WWE Hall of Famer Jake Roberts has recalled a story that has surely been discussed around many boardrooms and dinner tables over the years – the time his snake bit a stripper.
They say wrestling used to be the wild west back in decades gone by and one man who epitomised that notion – for better or worse – is Jake Roberts.
Speaking on his DDP Snake Pit podcast – courtesy of AdFreeShows – Jake Roberts recalled the time when he and The Undertaker were intent on getting a quiet drink after a show one night and how that turned into Roberts’ snake biting a stripper somewhere you don’t want to be bit:
“Mark [The Undertaker] and I, we finished the show in Houston and we were really tired. We just wanted to go someplace where we can listen to music, drink a couple of beers, you know, chill out. So we stopped at this gentleman’s bar. Well, come to find out there weren’t many gentlemen in there. There was a whole bunch of young guys that were whistling and screaming at girls that were naked, it was a strip joint.”

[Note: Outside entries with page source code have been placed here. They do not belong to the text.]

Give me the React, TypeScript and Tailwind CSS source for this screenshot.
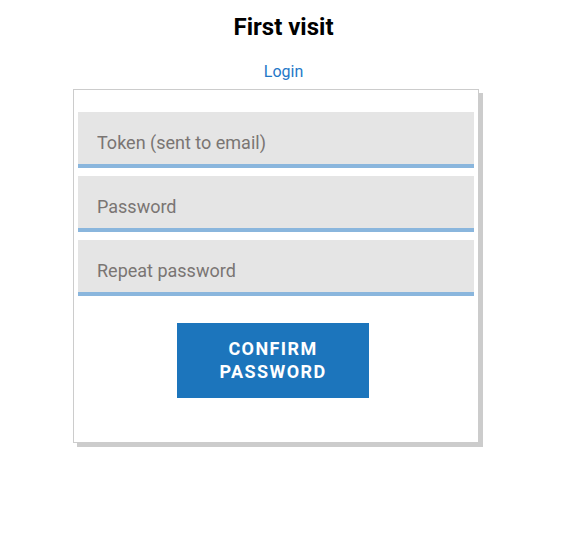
import React from 'react';

const fields = ['Token (sent to email)', 'Password', 'Repeat password'];

const App = () => {
  return (
    <div className="min-h-[559px] w-[562px] bg-white" style={{ fontFamily: 'Roboto, "Liberation Sans", sans-serif' }}>
      <div className="pl-[5px] pt-[12px] text-center">
        <h1 className="text-[24px] font-bold leading-[30px] text-black">First visit</h1>
        <a href="#" className="mt-[20px] block text-[16px] leading-[20px] text-[#1f78c8]">
          Login
        </a>
      </div>
      <div className="ml-[73px] mt-[7px] w-[406px] border border-[#cccccc] bg-white px-[4px] pt-[22px] pb-[44px] shadow-[4px_4px_0_#cccccc]">
        <div className="flex flex-col gap-[8px]">
          {fields.map((f) => (
            <input
              key={f}
              type={f === 'Token (sent to email)' ? 'text' : 'password'}
              placeholder={f}
              className="h-[56px] w-full border-b-4 border-[#8ab6dd] bg-[#e5e5e5] px-[19px] pt-[8px] text-[18px] text-[#333] outline-none placeholder:text-[#7a7573]"
            />
          ))}
        </div>
        <div className="mt-[27px] flex justify-center pr-[6px]">
          <button className="h-[75px] w-[192px] bg-[#1c75bc] pb-[2px] text-[18px] font-bold uppercase leading-[23px] tracking-[1.4px] text-white">
            Confirm
            <br />
            Password
          </button>
        </div>
      </div>
    </div>
  );
};

export default App;
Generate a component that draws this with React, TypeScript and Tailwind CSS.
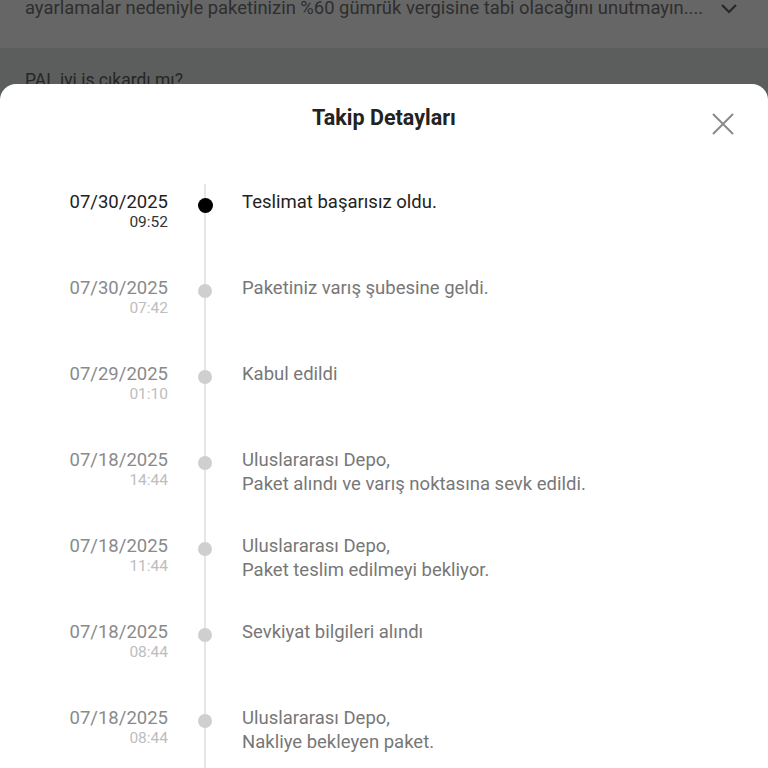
import React from "react";

type Item = { date: string; time: string; lines: string[]; active?: boolean };

const items: Item[] = [
  { date: "07/30/2025", time: "09:52", lines: ["Teslimat başarısız oldu."], active: true },
  { date: "07/30/2025", time: "07:42", lines: ["Paketiniz varış şubesine geldi."] },
  { date: "07/29/2025", time: "01:10", lines: ["Kabul edildi"] },
  { date: "07/18/2025", time: "14:44", lines: ["Uluslararası Depo,", "Paket alındı ve varış noktasına sevk edildi."] },
  { date: "07/18/2025", time: "11:44", lines: ["Uluslararası Depo,", "Paket teslim edilmeyi bekliyor."] },
  { date: "07/18/2025", time: "08:44", lines: ["Sevkiyat bilgileri alındı"] },
  { date: "07/18/2025", time: "08:44", lines: ["Uluslararası Depo,", "Nakliye bekleyen paket."] },
];

export default function App() {
  return (
    <div
      className="flex h-screen w-full flex-col overflow-hidden bg-[#5b5e5d]"
      style={{ fontFamily: "Roboto, 'Noto Sans', sans-serif" }}
    >
      {/* dimmed background page */}
      <div className="flex h-[48px] shrink-0 items-start justify-between overflow-hidden bg-[#666666] pl-[25px] pr-[30px]">
        <div className="-mt-[4px] truncate text-[18.4px] leading-[24px] text-[#2e2e2e]">
          ayarlamalar nedeniyle paketinizin %60 gümrük vergisine tabi olacağını unutmayın....
        </div>
        <svg width="18" height="12" viewBox="0 0 18 12" className="ml-[14px] mt-[3px] shrink-0" fill="none">
          <path d="M2 2 L9 9 L16 2" stroke="#262626" strokeWidth="2" />
        </svg>
      </div>
      <div className="h-[36px] shrink-0 overflow-hidden pl-[25px] pt-[20px]">
        <div className="text-[17.5px] leading-[24px] text-[#262626]">PAL iyi iş çıkardı mı?</div>
      </div>

      {/* bottom sheet */}
      <div className="flex flex-1 flex-col overflow-hidden rounded-t-[16px] bg-white">
        <div className="grid h-[100px] shrink-0 grid-cols-[1fr_auto_1fr] items-start pt-[20px]">
          <div />
          <div className="text-[21.5px] font-bold leading-[28px] text-[#222222]">Takip Detayları</div>
          <div className="flex justify-end pr-[34px]">
            <svg width="22" height="22" viewBox="0 0 22 22" className="mt-[9px]" fill="none">
              <path d="M1 1 L21 21 M21 1 L1 21" stroke="#8a8a8a" strokeWidth="2" />
            </svg>
          </div>
        </div>

        <div className="flex flex-col">
          {items.map((it, i) => (
            <div key={i} className="flex h-[86px] shrink-0">
              <div className="w-[168px] shrink-0 pt-[6px] text-right">
                <div
                  className={`text-[18.5px] leading-[24px] ${it.active ? "text-[#222222]" : "text-[#8a8a8a]"}`}
                >
                  {it.date}
                </div>
                <div
                  className={`text-[15.5px] leading-[16px] ${it.active ? "text-[#333333]" : "text-[#bdbdbd]"}`}
                >
                  {it.time}
                </div>
              </div>
              <div className="flex w-[74px] shrink-0 justify-center">
                <div className="flex w-[2px] justify-center bg-[#e6e6e6]">
                  {it.active ? (
                    <div className="mt-[14px] h-[15px] w-[15px] shrink-0 rounded-full bg-black" />
                  ) : (
                    <div className="mt-[14px] h-[14px] w-[14px] shrink-0 rounded-full bg-[#cfcfcf]" />
                  )}
                </div>
              </div>
              <div className="pt-[6px]">
                {it.lines.map((l, j) => (
                  <div
                    key={j}
                    className={`text-[18.5px] leading-[24px] ${it.active ? "text-[#222222]" : "text-[#777777]"}`}
                  >
                    {l}
                  </div>
                ))}
              </div>
            </div>
          ))}
        </div>
      </div>
    </div>
  );
}
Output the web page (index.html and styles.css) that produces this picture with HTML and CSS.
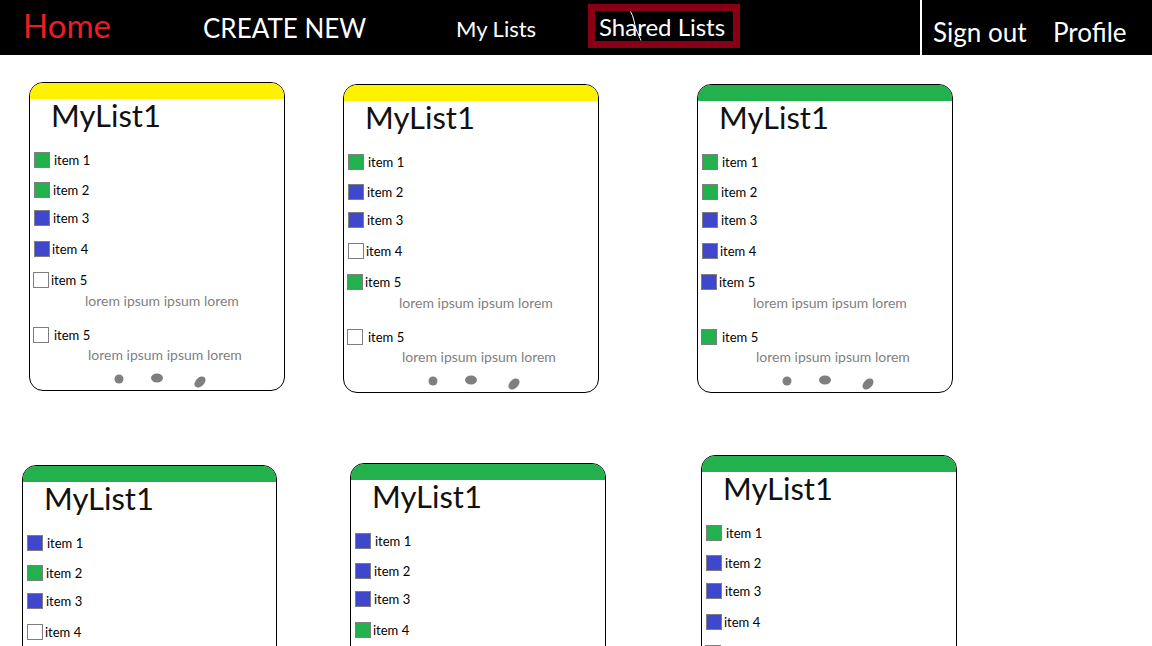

“We went in there anyway and we found our little corner. But as soon as we came in, the best-looking girl in the place starts ragging on both of us. ‘Oh, looky here. It’s the phony wrestlers. You guys are sh*t, y’all ain’t nothing. You’re not fighters. You’re not wrestlers. You’re just doing a stupid act. wrestling fans are stupid…’
“And just kept going on and on, so we sit down and she’s still on stage doing this sh*t. [She] quit dancing, but then somebody told her I’m Jake ‘The Snake’ Roberts. [She responds] ‘Oh my God. You’re the absolute worst you and that phony snake.’ Phony snake? What are you talking about? [She says] ‘I know that snake is not real.’ Really? ‘Oh, yeah. If you had it with you, I’d get on stage and show everybody it’s not real. I dance with it. Yeah.’ Before I can say anything Mark said, ‘go get that motherf*cker.'”
“So I couldn’t disappoint him. So I went to the car and I got it, and it was that King Cobra, the one that bit [Randy] Savage. So I brought it in the bag and just set it on the table. This bimbo walks over and jerks him out of the bag, I’m like, holy sh*t, she’s gonna get bit right now. And she gets up on stage and she says ‘See I told you folks, it’s not real. It’s bullsh*t. He’s got some delivery mice over there. He turns it makes it move and stuff. Look at this stupid b*stard.’”
“As she’s doing this. She starts dancing. She’s going around the pole the third time, the snake struck, perfect. Got the whole nipple in his mouth and he’s biting and she’s screaming but she’s still running around the pole. She lets go of this thing that is holding on by her nipple. She is screaming her ass off, and that is where I will end the story.”
As Glen Goza once sang, R-A-S-S-L-I-N, that’s rasslin’.